# The limit of the sum of two floor functions

The question asks to calculate the limits where they exist, then the following limit is given:

$$\lim_{x\rightarrow2}(\lfloor x\rfloor +\left\lfloor -x\right\rfloor), \text{where}\lfloor x\rfloor \text{is the floor function.}$$

Thus I approach it from the left hand side and then from the right hand side:

$$\lim_{x\rightarrow2^-}(\lfloor x\rfloor +\left\lfloor -x\right\rfloor)\textbf{ and} \lim_{x\rightarrow2^+}(\lfloor x\rfloor +\left\lfloor -x\right\rfloor) \\=(1)+(-3)\phantom{help me!} =(2)+(-2)$$ Am I correct in making the following conclusion:

Since $$\text{Since} \lim_{x\rightarrow2^-}(\lfloor x\rfloor +\left\lfloor -x\right\rfloor)\neq\lim_{x\rightarrow2^+}(\lfloor x\rfloor +\left\lfloor -x\right\rfloor),\text{ we have that}\\ \lim_{x\rightarrow2}(\lfloor x\rfloor +\left\lfloor -x\right\rfloor) \text{ does not exist.}$$

or are my calculations wrong?

• For the first limit, think of $x$ as $1.99$. Then $\lfloor x\rfloor=1$ and $\lfloor -x\rfloor=-2$. For the second limit, think of $x$ as $2.01$. Then, $\lfloor x\rfloor = 2$ and $\lfloor -x\rfloor = -3$. Note that the double bracket notation is frequently used for the integral part of a function instead of the greatest integer function (so make sure to double check your notation). Commented Feb 16, 2018 at 10:07
• Thank you (just stared Calculus I, trying to get-the-hang-of things) Commented Feb 16, 2018 at 10:19

From the left, it should be $$(1)+(-2) = -1$$ and from the right, it should be $$(2)+(-3) = -1$$ so the limit is $-1$.

Explanation:

• If $x$ is a little less than $2$, strictly between $1$ and $2$, then $-x$ is strictly between $-2$ and $-1$.
• If $x$ is a little more than $2$, strictly between $2$ and $3$, then $-x$ is strictly between $-3$ and $-2$.

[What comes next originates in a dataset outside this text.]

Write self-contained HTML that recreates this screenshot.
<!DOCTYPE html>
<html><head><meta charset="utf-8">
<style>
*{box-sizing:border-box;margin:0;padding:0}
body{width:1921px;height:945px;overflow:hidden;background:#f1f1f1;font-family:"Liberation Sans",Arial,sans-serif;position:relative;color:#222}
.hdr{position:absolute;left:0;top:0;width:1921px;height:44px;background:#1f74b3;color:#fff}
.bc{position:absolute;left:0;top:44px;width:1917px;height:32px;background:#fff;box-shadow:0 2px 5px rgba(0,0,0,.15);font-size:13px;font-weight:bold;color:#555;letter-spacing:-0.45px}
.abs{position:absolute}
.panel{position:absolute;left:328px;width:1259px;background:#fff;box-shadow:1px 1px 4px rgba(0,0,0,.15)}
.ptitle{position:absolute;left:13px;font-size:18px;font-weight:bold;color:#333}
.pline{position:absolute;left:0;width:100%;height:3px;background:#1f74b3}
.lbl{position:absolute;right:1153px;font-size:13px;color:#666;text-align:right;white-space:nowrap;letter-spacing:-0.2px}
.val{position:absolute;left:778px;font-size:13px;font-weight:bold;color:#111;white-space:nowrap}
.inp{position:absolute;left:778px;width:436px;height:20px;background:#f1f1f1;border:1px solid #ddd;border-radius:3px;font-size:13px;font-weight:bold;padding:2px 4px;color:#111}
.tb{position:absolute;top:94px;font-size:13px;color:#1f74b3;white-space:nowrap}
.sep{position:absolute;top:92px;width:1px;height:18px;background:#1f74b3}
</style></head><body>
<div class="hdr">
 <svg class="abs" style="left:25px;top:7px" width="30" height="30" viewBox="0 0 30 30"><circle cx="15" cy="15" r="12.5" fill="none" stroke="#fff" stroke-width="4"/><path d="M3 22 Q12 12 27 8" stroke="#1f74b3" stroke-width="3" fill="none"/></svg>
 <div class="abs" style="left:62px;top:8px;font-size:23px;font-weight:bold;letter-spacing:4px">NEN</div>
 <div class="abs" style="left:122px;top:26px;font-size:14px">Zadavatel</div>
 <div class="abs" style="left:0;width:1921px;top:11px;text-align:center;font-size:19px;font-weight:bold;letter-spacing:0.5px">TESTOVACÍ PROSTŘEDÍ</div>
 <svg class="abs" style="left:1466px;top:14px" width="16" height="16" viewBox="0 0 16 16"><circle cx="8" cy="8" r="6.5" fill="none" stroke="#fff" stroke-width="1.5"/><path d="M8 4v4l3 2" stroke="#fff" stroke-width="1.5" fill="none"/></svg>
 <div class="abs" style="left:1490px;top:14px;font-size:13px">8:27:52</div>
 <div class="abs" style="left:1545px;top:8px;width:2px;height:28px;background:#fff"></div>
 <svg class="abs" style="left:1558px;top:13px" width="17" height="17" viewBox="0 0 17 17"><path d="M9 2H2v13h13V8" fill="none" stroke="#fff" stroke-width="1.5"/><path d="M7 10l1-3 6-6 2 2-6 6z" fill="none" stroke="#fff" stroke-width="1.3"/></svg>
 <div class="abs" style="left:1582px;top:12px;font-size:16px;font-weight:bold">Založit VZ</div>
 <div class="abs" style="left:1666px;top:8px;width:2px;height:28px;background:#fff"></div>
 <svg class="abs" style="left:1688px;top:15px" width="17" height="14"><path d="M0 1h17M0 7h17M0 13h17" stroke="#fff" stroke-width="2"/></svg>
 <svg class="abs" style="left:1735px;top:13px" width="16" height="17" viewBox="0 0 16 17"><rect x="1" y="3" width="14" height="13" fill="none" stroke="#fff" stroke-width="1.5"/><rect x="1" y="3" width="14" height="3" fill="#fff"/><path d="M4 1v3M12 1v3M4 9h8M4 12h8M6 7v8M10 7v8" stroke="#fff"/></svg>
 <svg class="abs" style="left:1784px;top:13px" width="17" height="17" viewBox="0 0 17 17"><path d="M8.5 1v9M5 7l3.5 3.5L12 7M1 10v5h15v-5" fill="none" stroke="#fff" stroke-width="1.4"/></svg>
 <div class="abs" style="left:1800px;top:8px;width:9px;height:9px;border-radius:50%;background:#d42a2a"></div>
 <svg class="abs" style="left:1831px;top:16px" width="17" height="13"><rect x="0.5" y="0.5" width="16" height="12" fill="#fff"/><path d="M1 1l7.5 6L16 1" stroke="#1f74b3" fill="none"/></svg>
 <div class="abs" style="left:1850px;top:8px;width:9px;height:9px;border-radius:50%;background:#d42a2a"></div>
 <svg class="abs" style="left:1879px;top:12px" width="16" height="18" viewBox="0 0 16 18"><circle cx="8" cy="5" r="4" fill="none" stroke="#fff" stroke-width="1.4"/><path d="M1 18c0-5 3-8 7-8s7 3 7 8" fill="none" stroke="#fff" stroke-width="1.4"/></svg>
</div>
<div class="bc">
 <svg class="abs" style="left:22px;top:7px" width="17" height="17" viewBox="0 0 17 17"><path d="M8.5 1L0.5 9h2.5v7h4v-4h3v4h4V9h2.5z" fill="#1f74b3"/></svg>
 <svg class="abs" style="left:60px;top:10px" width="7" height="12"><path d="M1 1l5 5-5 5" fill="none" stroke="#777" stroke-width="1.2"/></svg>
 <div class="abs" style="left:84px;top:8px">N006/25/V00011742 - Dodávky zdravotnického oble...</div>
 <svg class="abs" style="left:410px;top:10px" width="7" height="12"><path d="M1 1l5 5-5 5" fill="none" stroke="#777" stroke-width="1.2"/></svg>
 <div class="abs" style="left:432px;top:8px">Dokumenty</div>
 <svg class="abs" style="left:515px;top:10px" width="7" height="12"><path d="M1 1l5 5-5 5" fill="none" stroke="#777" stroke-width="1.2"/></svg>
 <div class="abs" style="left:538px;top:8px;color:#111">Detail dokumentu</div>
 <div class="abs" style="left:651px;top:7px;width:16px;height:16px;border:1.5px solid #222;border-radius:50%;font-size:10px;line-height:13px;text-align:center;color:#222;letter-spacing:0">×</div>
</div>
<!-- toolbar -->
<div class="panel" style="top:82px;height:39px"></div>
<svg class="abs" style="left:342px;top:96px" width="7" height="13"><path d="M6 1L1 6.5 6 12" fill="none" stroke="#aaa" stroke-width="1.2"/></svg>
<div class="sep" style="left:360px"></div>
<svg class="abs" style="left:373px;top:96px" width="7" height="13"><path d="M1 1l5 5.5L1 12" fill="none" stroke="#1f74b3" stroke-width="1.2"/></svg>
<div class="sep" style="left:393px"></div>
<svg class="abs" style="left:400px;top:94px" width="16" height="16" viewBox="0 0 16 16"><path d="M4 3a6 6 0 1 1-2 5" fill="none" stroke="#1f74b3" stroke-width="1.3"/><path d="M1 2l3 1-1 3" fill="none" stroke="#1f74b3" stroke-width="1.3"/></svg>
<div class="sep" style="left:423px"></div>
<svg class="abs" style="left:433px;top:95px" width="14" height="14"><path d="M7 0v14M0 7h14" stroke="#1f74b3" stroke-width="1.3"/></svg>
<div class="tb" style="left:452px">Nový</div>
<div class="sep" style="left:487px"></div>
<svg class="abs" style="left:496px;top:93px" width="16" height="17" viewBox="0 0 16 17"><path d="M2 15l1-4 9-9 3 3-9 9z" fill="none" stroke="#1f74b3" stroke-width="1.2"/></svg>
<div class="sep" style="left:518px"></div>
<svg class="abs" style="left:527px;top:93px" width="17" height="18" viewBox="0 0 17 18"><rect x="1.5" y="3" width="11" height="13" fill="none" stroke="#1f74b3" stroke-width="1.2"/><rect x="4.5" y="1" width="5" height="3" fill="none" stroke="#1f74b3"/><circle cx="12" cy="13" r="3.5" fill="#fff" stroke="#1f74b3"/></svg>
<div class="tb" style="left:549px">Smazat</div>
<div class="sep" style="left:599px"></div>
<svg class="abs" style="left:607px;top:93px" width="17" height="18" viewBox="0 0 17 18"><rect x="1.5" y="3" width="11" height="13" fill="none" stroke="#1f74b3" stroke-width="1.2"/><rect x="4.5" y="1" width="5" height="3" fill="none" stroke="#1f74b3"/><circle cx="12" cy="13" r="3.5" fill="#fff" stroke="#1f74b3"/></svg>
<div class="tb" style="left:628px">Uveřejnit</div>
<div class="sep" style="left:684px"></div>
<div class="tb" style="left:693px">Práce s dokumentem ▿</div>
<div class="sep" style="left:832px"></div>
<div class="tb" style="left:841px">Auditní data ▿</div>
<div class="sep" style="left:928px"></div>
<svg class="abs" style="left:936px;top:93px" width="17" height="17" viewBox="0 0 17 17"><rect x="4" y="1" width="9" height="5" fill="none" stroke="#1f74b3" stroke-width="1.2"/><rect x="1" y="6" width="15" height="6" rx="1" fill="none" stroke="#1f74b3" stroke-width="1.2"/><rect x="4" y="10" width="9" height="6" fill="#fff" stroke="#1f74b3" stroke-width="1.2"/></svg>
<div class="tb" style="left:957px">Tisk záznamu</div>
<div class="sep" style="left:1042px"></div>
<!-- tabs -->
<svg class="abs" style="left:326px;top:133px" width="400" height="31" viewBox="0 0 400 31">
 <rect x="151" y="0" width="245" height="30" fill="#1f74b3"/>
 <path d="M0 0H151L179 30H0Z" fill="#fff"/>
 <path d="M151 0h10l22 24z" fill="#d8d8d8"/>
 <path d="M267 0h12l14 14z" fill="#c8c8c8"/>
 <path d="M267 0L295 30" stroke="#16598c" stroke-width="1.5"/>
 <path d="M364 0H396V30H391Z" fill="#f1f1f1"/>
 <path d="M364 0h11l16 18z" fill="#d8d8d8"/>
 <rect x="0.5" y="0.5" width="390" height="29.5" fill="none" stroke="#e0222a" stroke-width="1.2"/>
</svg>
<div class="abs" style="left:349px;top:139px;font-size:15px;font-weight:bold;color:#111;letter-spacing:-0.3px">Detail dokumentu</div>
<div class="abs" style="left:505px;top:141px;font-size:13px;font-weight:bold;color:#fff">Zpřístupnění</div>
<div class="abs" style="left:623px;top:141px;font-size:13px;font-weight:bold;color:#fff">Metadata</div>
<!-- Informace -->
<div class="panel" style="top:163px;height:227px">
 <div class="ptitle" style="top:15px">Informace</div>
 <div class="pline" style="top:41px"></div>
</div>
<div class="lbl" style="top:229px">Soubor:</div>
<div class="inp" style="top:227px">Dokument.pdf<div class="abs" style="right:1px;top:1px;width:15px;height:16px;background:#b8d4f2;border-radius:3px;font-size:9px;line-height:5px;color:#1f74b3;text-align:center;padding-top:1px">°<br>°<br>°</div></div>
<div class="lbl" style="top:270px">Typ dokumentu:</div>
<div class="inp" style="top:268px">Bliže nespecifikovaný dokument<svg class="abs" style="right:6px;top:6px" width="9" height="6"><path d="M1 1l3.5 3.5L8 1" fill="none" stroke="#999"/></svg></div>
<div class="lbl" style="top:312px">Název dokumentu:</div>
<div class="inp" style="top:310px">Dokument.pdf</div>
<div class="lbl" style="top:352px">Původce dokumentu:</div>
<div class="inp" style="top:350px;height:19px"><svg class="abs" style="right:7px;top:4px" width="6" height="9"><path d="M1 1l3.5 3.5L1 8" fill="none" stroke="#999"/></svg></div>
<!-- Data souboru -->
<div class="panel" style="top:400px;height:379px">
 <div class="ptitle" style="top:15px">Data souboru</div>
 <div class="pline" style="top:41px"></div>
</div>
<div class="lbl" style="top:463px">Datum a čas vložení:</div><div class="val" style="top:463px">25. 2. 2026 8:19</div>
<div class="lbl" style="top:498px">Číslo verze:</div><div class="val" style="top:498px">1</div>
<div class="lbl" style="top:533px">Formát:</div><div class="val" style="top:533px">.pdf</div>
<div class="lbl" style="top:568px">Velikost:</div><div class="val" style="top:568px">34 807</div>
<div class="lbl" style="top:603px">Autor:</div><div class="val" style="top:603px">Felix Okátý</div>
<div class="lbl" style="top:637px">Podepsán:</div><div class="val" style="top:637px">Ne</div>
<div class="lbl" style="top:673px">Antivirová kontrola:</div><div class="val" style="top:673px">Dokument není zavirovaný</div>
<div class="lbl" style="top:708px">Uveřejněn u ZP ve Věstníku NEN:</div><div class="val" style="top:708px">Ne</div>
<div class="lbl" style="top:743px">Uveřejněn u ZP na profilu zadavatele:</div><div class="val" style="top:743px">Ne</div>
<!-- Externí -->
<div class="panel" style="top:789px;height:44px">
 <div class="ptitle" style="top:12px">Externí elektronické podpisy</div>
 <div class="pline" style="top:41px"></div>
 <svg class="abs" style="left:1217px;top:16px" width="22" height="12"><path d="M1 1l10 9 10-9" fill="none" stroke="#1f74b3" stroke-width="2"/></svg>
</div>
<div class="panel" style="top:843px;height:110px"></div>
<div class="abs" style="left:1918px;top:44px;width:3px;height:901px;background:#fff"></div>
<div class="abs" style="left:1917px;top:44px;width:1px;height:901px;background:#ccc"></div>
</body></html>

More generally, the behavior of the function $f(x) = \lfloor{x}\rfloor + \lfloor{-x}\rfloor$ can be analyzed as follows . . .

• If $x$ is an integer, then $\lfloor{x}\rfloor=x$, and $\lfloor{-x}\rfloor=-x$, hence $$f(x) = \lfloor{x}\rfloor + \lfloor{-x}\rfloor = (x) + (-x) = 0$$
• If $x$ is not an integer, then $a < x < a+1$ for some integer $a$, hence $-a-1 < -x < -a.\;$Then $\lfloor{x}\rfloor=a$, and $\lfloor{-x}\rfloor=-a-1$, which yields $$f(x) = \lfloor{x}\rfloor + \lfloor{-x}\rfloor = (a) + (-a-1) = -1$$

It follows that for all $p\in \mathbb{R}$, we have ${\displaystyle{\lim_{x \to p}}}f(x) = -1$.

The floor enjoys an integer translation property:

$$\lfloor x+n\rfloor=\lfloor x\rfloor+n.$$

Then

$$\lfloor \epsilon+2\rfloor+\lfloor-\epsilon-2\rfloor=\lfloor \epsilon\rfloor+\lfloor-\epsilon\rfloor+2-2=\lfloor \epsilon\rfloor+\lfloor-\epsilon\rfloor$$ is independent of the sign of $\epsilon$ and the limit exists.

If $r\in(0,1)$ then

• $\lfloor 2-r\rfloor+\lfloor -2+r\rfloor=1+(-2)=-1$
• $\lfloor 2+r\rfloor+\lfloor -2-r\rfloor=2+(-3)=-1$

So there is a flaw in your calculations.

The limit exists and equals $-1$.

Also it is handsome to note that $\lfloor -x\rfloor=-\lceil x\rceil$ so that $$\lfloor x\rfloor+\lfloor -x\rfloor=\lfloor x\rfloor-\lceil x\rceil$$ So the function takes value $-1$ on $\mathbb R\setminus\mathbb Z$ and takes value $0$ on $\mathbb Z$.